His inability to accept Phil Hughes as a dynamic prospect comes after observing an athlete pitching for a few months after succumbing to major hamstring/ankle injuries. The infinite scouting reports and superlative statistics Hughes collected while dominating the minor league levels seems to escape him.
Tonight I was directed to take a look at the most recent post on the blog which discussed the Mets acquisition of Johan Santana. I found myself mildly disturbed after reading Steve declare this:
[The Mets] were not afraid to part with prospects. And, they're not afraid of Santana's salary demands.
Kevin Mulvey and Phil Humber should be decent big league pitchers some day. But, Deolis Guerra is a baby. Anything can happen with him. Carlos Gomez? Yes, he can run and he can field. But, will he hit in the majors? How's his attitude?

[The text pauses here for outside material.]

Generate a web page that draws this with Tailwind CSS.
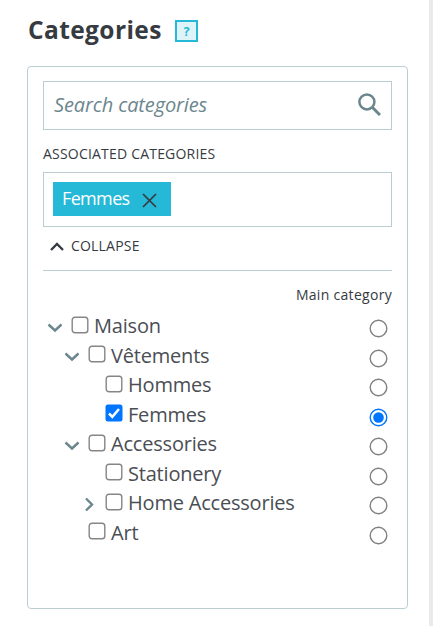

To me, this would be as if the Yankees traded Ian Kennedy, Jose Tabata, Alan Horne, and Dellin Betances for Johan Santana.
Considering the Mets trade proposal, had the Yankees offered Kennedy, Tabata, Horne and Betances, they probably could have gotten Johan Santana and Pat Neshek. A package of Horne, Jeffrey Marquez, Zach McCallister and Austin Jackson would comfortably overshadow the winning package by the Mets. Some might even suggest substituting Brett Gardner for A-Jax without losing ground to the Mets' offer.

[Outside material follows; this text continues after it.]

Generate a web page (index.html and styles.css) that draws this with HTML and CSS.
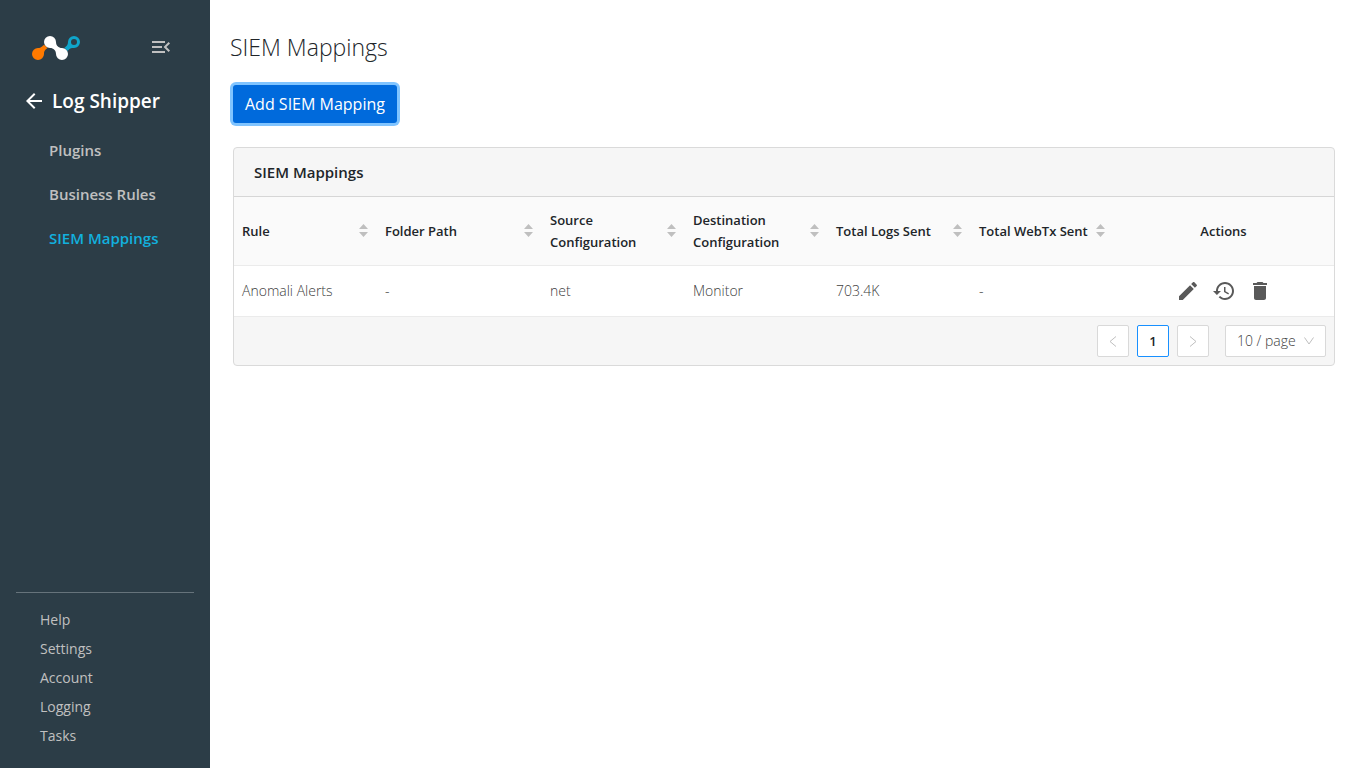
FILE: index.html
```html
<!DOCTYPE html>
<html lang="en">
<head>
<meta charset="utf-8">
<title>SIEM Mappings</title>
<link rel="stylesheet" href="styles.css">
</head>
<body>
<div class="app">
  <aside class="sidebar">
    <div class="brand">
      <svg class="logo" width="48" height="25" viewBox="0 -1 48 25" aria-label="Logo" role="img">
        <path fill="#ff7a00" d="M6 12C9.500 12 10 10 13 8.200L16 11.200C13.500 14 12 14 12 18A6 6 0 1 1 6 12Z"/>
        <path fill="#0fa5cb" d="M42 0a6 6 0 0 0-6 6c0 3-1.500 4-4 6.200l3.200 3.200C37.500 12.500 39 12 42 12a6 6 0 0 0 0-12Zm0 3a3 3 0 1 1 0 6 3 3 0 0 1 0-6Z"/>
        <path fill="#fff" stroke="#2c3d47" stroke-width="1" paint-order="stroke" d="M18 0a6 6 0 0 1 6 6c0 3.500 2.500 6 6 6a6 6 0 1 1-6 6c0-3.500-2.500-6-6-6a6 6 0 0 1 0-12Z"/>
      </svg>
      <button class="icon-button collapse" type="button" aria-label="Collapse menu">
        <svg width="24" height="24" viewBox="0 0 24 24"><path d="M3 18h13v-2H3v2zm0-5h10v-2H3v2zm0-7v2h13V6H3zm18 9.590L17.420 12 21 8.410 19.590 7l-5 5 5 5L21 15.590z"/></svg>
      </button>
    </div>
    <a class="section" href="#">
      <svg width="24" height="24" viewBox="0 0 24 24"><path d="M20 11H7.830l5.590-5.590L12 4l-8 8 8 8 1.410-1.410L7.830 13H20v-2z"/></svg>
      <span>Log Shipper</span>
    </a>
    <nav class="menu">
      <a href="#">Plugins</a>
      <a href="#">Business Rules</a>
      <a class="active" href="#" aria-current="page">SIEM Mappings</a>
    </nav>
    <nav class="footer-menu">
      <a href="#">Help</a>
      <a href="#">Settings</a>
      <a href="#">Account</a>
      <a href="#">Logging</a>
      <a href="#">Tasks</a>
    </nav>
  </aside>

  <main class="content">
    <h1>SIEM Mappings</h1>
    <button class="primary" type="button">Add SIEM Mapping</button>
    <section class="card">
      <h2>SIEM Mappings</h2>
      <table>
        <colgroup><col class="std"><col class="wide"><col class="std"><col class="std"><col class="std"><col class="std"><col class="actions-col"></colgroup>
        <thead>
          <tr>
            <th><button class="sort" type="button">Rule <svg width="9" height="14" viewBox="0 0 9 14"><path d="M0 5L4.500 0 9 5ZM0 8h9L4.500 13Z"/></svg></button></th>
            <th><button class="sort" type="button">Folder Path <svg width="9" height="14" viewBox="0 0 9 14"><path d="M0 5L4.500 0 9 5ZM0 8h9L4.500 13Z"/></svg></button></th>
            <th><button class="sort" type="button">Source Configuration <svg width="9" height="14" viewBox="0 0 9 14"><path d="M0 5L4.500 0 9 5ZM0 8h9L4.500 13Z"/></svg></button></th>
            <th><button class="sort" type="button">Destination Configuration <svg width="9" height="14" viewBox="0 0 9 14"><path d="M0 5L4.500 0 9 5ZM0 8h9L4.500 13Z"/></svg></button></th>
            <th><button class="sort" type="button">Total Logs Sent <svg width="9" height="14" viewBox="0 0 9 14"><path d="M0 5L4.500 0 9 5ZM0 8h9L4.500 13Z"/></svg></button></th>
            <th><button class="sort" type="button">Total WebTx Sent <svg width="9" height="14" viewBox="0 0 9 14"><path d="M0 5L4.500 0 9 5ZM0 8h9L4.500 13Z"/></svg></button></th>
            <th class="center">Actions</th>
          </tr>
        </thead>
        <tbody>
          <tr>
            <td>Anomali Alerts</td>
            <td>-</td>
            <td>net</td>
            <td>Monitor</td>
            <td>703.4K</td>
            <td>-</td>
            <td>
              <div class="actions">
                <button class="icon-button" type="button" aria-label="Edit"><svg width="24" height="24" viewBox="0 0 24 24"><path d="M3 17.250V21h3.750L17.810 9.940l-3.750-3.750L3 17.250zM20.710 7.040c.39-.39.39-1.020 0-1.410l-2.340-2.340c-.39-.39-1.020-.39-1.410 0l-1.830 1.830 3.750 3.750 1.830-1.830z"/></svg></button>
                <button class="icon-button" type="button" aria-label="History"><svg width="24" height="24" viewBox="0 0 24 24"><path d="M13 3c-4.970 0-9 4.030-9 9H1l3.890 3.890.07.14L9 12H6c0-3.870 3.130-7 7-7s7 3.130 7 7-3.130 7-7 7c-1.930 0-3.680-.79-4.940-2.060l-1.420 1.420C8.270 19.990 10.510 21 13 21c4.970 0 9-4.030 9-9s-4.030-9-9-9zm-1 5v5l4.280 2.540.72-1.210-3.500-2.080V8H12z"/></svg></button>
                <button class="icon-button" type="button" aria-label="Delete"><svg width="24" height="24" viewBox="0 0 24 24"><path d="M6 19c0 1.100.9 2 2 2h8c1.100 0 2-.9 2-2V7H6v12zM19 4h-3.500l-1-1h-5l-1 1H5v2h14V4z"/></svg></button>
              </div>
            </td>
          </tr>
        </tbody>
      </table>
      <div class="pagination">
        <button class="page" type="button" aria-label="Previous page"><svg width="10" height="12" viewBox="0 0 10 12"><path d="M8 1.500L2 6.500 8 11.500"/></svg></button>
        <button class="page current" type="button" aria-current="page">1</button>
        <button class="page" type="button" aria-label="Next page"><svg width="10" height="12" viewBox="0 0 10 12"><path d="M2 1.500L8 6.500 2 11.500"/></svg></button>
        <div class="page-size">
          <select aria-label="Rows per page"><option>10 / page</option><option>20 / page</option></select>
          <svg width="12" height="10" viewBox="0 0 12 10"><path d="M1.500 1.500L6 8l4.500-6.500"/></svg>
        </div>
      </div>
    </section>
  </main>
</div>
</body>
</html>
```

FILE: styles.css
```css
* { box-sizing: border-box; }

body {
  margin: 0;
  background: #fff;
  color: #212529;
  font-family: "Segoe UI", "Open Sans", "Noto Sans", sans-serif;
  font-size: 14px;
  line-height: 22px;
}

a { color: inherit; text-decoration: none; }

button, select { font: inherit; color: inherit; }

svg { display: block; fill: currentColor; flex: none; }

.app { display: flex; min-height: 100vh; }

.sidebar {
  display: flex;
  flex-direction: column;
  flex: none;
  width: 210px;
  padding: 35px 16px 17px;
  background: #2c3d47;
  color: #c0c0c0;
}

.brand {
  display: flex;
  align-items: flex-start;
  justify-content: space-between;
  padding: 0 21px 0 16px;
}

.icon-button {
  padding: 0;
  border: 0;
  background: none;
  cursor: pointer;
}

.section {
  display: flex;
  align-items: center;
  gap: 6px;
  margin-top: 29px;
  padding-left: 6px;
  color: #fff;
  font-size: 19px;
  font-weight: 600;
  line-height: 24px;
}

.menu {
  display: flex;
  flex-direction: column;
  gap: 20px;
  margin-top: 25px;
  padding-left: 33px;
  font-size: 15px;
  font-weight: 600;
  line-height: 24px;
}

.menu .active { color: #12b0de; }

.footer-menu {
  display: flex;
  flex-direction: column;
  gap: 7px;
  margin-top: auto;
  padding: 16px 24px 4px;
  border-top: 1px solid #66737b;
}

.content {
  flex: 1;
  min-width: 0;
  padding: 31px 31px 32px 20px;
}

h1 {
  margin: 0;
  font-size: 23px;
  font-weight: 300;
  line-height: 32px;
}

.primary {
  display: block;
  margin: 22px 3px 24px;
  padding: 0 12px;
  height: 38px;
  border: 0;
  border-radius: 3px;
  background: #006adc;
  box-shadow: 0 0 0 3px #80c4ff;
  color: #fff;
  font-size: 16px;
}

.card {
  margin-left: 3px;
  border: 1px solid #dadada;
  border-radius: 4px;
  background: #f6f6f6;
}

h2 {
  margin: 0;
  padding: 12px 20px;
  border-bottom: 1px solid #d6d6d6;
  font-size: 15px;
  font-weight: 600;
  line-height: 24px;
}

table {
  width: 100%;
  border-spacing: 0;
  table-layout: fixed;
}

.std { width: 13%; }
.wide { width: 15%; }
.actions-col { width: 20%; }

th, td {
  padding: 12px 8px;
  border-bottom: 1px solid #ebebeb;
  text-align: left;
}

th {
  padding-right: 9px;
  background: #fafafa;
  font-size: 13px;
  font-weight: 600;
}

td {
  padding: 13px 8px;
  background: #fff;
  color: #404040;
  font-weight: 300;
}

.center { text-align: center; }

.sort {
  display: flex;
  align-items: center;
  justify-content: space-between;
  gap: 6px;
  width: 100%;
  padding: 0;
  border: 0;
  background: none;
  text-align: left;
}

.sort svg { color: #bfbfbf; }

.actions {
  display: flex;
  justify-content: center;
  gap: 12px;
  color: #595959;
}

.pagination {
  display: flex;
  justify-content: flex-end;
  gap: 8px;
  padding: 8px;
}

.page {
  display: grid;
  place-items: center;
  width: 32px;
  height: 32px;
  padding: 0;
  border: 1px solid #d9d9d9;
  border-radius: 2px;
  background: #fff;
}

.page.current { border-color: #1890ff; font-size: 13px; font-weight: 600; }

.page svg, .page-size svg {
  fill: none;
  stroke: #bfbfbf;
  stroke-width: 1;
}

.page-size {
  display: grid;
  align-items: center;
  margin-left: 8px;
}

.page-size > * { grid-area: 1 / 1; }

.page-size svg {
  justify-self: end;
  margin-right: 11px;
  pointer-events: none;
}

select {
  appearance: none;
  width: 101px;
  height: 32px;
  padding: 0 0 0 11px;
  border: 1px solid #d9d9d9;
  border-radius: 2px;
  background: #fff;
  color: #404040;
  font-weight: 300;
}
```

But I digress. As of today, Ian Kennedy is double the prospect of any of the Mets prospects listed above. Last year Kennedy strolled his way through three minor league levels by pitching to a sub-2.00 ERA and earning himself Minor League Pitcher of the Year honors. All this came before making an impressive three starts at the major league level... at age 22.
Kevin Mulvey is the most projectable piece of the package, but Deolis Guerra may be the top pitching prospect of the three mentioned. An 18 year-old with a ceiling as a #2 starter, he is certainly a strong prospect, but has yet to post any substantial numbers at Port St. Lucie.
Even with an injury-shortened 2007 from Dellin Betances, the native New Yorker and 6'9'' flamethrower has as high a ceiling as any prospect in the Yankees system. During instructs, Betances reportedly made significant strides in correcting his mechanics and has returned to 100% health. The teenager's fastball, which lost velocity last season, typically sits at 94-96 mph and he's touched 98 in years passed. Though only time will tell, Betances - like Kennedy - outclasses Guerra.
Phil Humber was a highly touted prospect 18 months ago, but his arm never fully made it back from Tommy John surgery and his velocity dipped noticeably. Maybe most important, his curveball never developed and his 2007 season saw him post decent - not dominant - peripherals. At AAA Humber compiled a 4.29 ERA, less hits than innings pitched, and a k/9 of 7.77.
By comparison, Alan Horne finally posted the numbers Yankees farmers had expected and took a giant step forward in his development. Horne returned well from Tommy John surgery and saw his velocity and stuff return to pre-op levels. After completely making over his mechanics in 2006, Horne took major advances toward the big leagues in 2007 by compiling 165 strikeouts in 153 innings and earning Eastern League Pitcher of the Year honors. . . all from a prospect two weeks younger than Humber.
Sure Horne spent last year at AA while Humber was in AAA, but Humber only pitched 30+ innings at AA while Horne tossed over 150. Had the Yankees not been as patient, Horne easily could have been promoted to Scranton at some point last season.
As for Jose Tabata, all the native Venezuelan did from ages 16-18 was hit .305/.375 in the GCL, Charleston and Tampa. Last year saw Tabata bat .307 while playing with a hand which needed surgery to remove the hamate bone following the season's conclusion. The only question scouts reserve for Tabata is how much power he will develop moving into his early 20s to accompany great plate discipline, pure hitting ability, a plus corner outfield arm and an average glove. When all is said and done, Tabata will be 19 years old and competing at the AA level next year, and that says a lot.
Certainly Carlos Gomez has the advantage in the outfield, flashing exceptional instincts tracking the ball and throwing out runners. However, last year saw Gomez promote himself as a singles hitter who uses bunting and incomparable speed to get on base. Unfortunately, scouts aren't very optimistic about Gomez ever developing much more of a hitting prowess. Regardless, every prospect list in the industry lists Tabata considerably higher than Gomez.